On their debut full-length, Cutouts and Castaways, the appeal of Portland's Decemberists is mostly due to front man and sole songwriter Colin Meloy, who displays the vocal mannerisms of They Might Be Giants' John Flansburgh, the vocabulary of early Natalie Merchant (“pantaloon,” “indolent,” “dram”) and enough melodic melancholy to satisfy anyone impatient for Belle & Sebastian's next disc. A crowd impatient for headliner Mason Jennings is another matter, though; early on, the Decemberists looked like a sacrifice to whatever minor demon controls the fact of unsuitable support acts. First bad sign: their cutesy stage setup, which included a pedal steel hung with a pirate flag.


Wisely, Meloy underplayed the eccentricities, keeping banter to an explanatory minimum. (“This one's about California . . . you'll relate to it.”) His backing quartet are ringers, by shambling indie-pop standards, especially drummer Rachel Blumberg, who rocked her child-scaled kit about as hard as anyone in an embroidered cardigan could. The playing was solid, but the pacing was iffy: An attempt to turn “The Youth & Beauty Brigade” into a noise jam fizzled, and 20 minutes of elaborately structured, uniformly midtempo songs blurred together before the chunky “Odalisque,” powered by Jenny Conlee's organ pads, brought the band's dynamic possibilities into focus.

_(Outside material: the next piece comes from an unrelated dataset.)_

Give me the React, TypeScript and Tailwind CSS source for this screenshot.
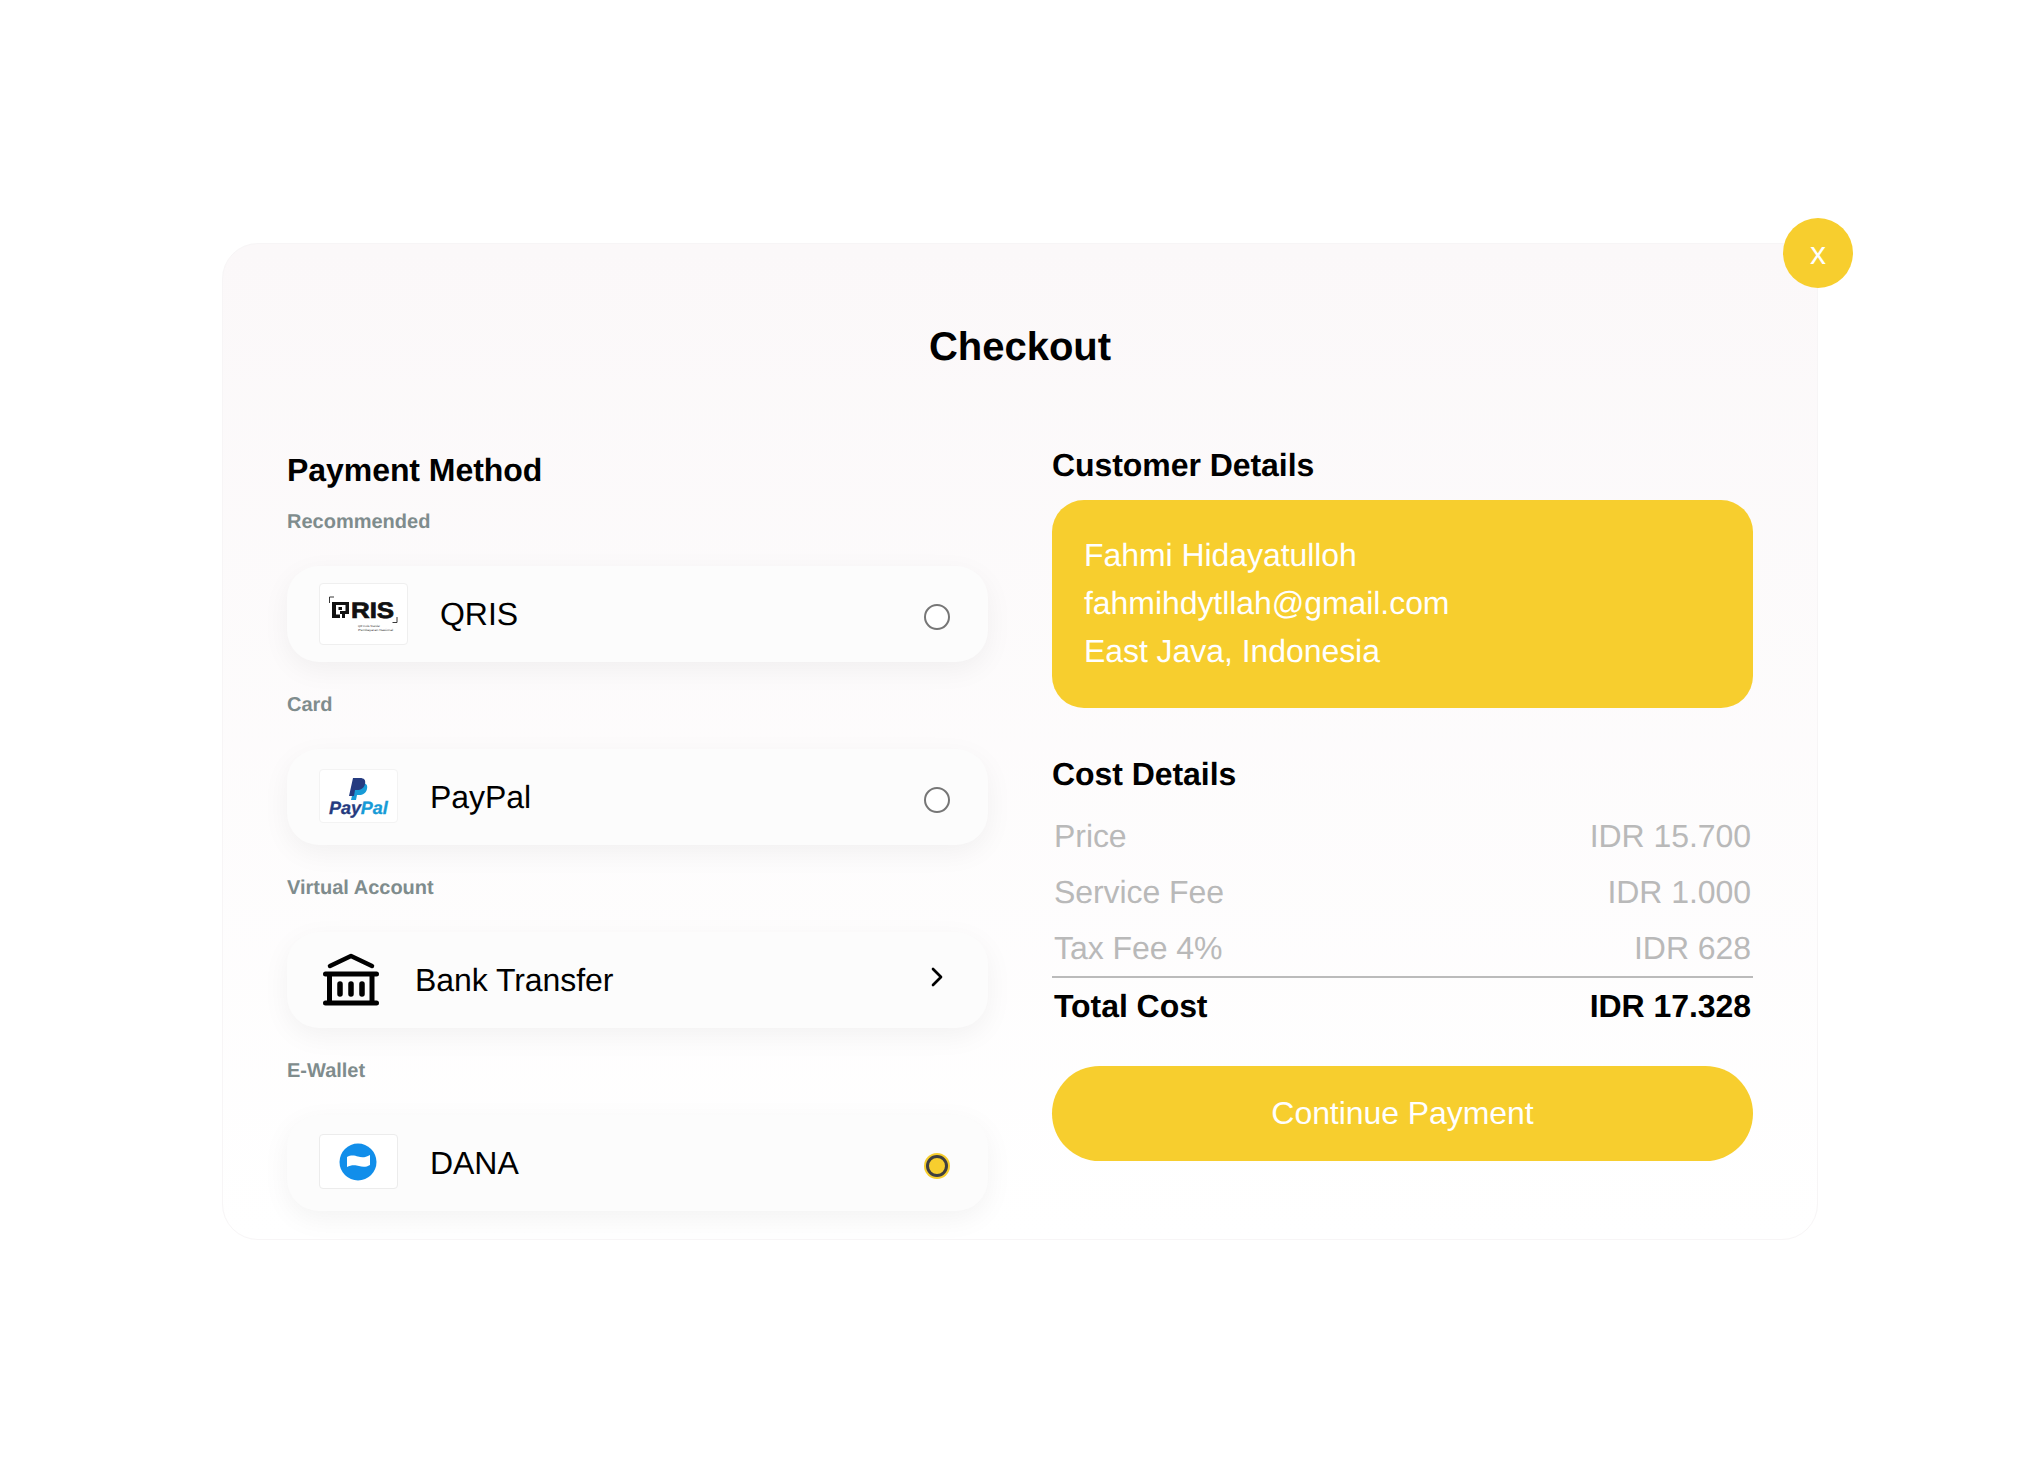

It was the final three songs that turned the crowd their way. Conlee switched to accordion for album highlights “A Cautionary Song” and “Legionnaire,” which share outlandish lyrical conceits and a bouncy, sober-Pogues vibe. Last, and best: the unreleased “I Was Meant for the Stage,” a majestic, Morriseyesque stardom fantasy (“I was meant for applause/I was meant for the shouting”) that contrasted smartly with Meloy's just-like-you demeanor. The ending, a sloppy Big Rock Climax that had him on his back, whacking at his acoustic with both feet, would have seemed hack from many bands; from this well-behaved crew, it was downright bracing. (Franklin Bruno)


ZWAN, THE CHILDREN'S HOUR
at the Wiltern Theater, April 18


It's unfair to begrudge your favorite artists a little slice of happiness, but let's face it, what made Smashing Pumpkins so compelling wasn't Billy Corgan singing “Today is the greatest day I've ever known” in an endless loop, but the juxtaposition of such optimistic sentiments alongside darker statements like “The world is a vampire.” Unfortunately, with his new band Zwan, it seems Corgan has finally found a permanent place in the sun and left much of his original fan base in the cold.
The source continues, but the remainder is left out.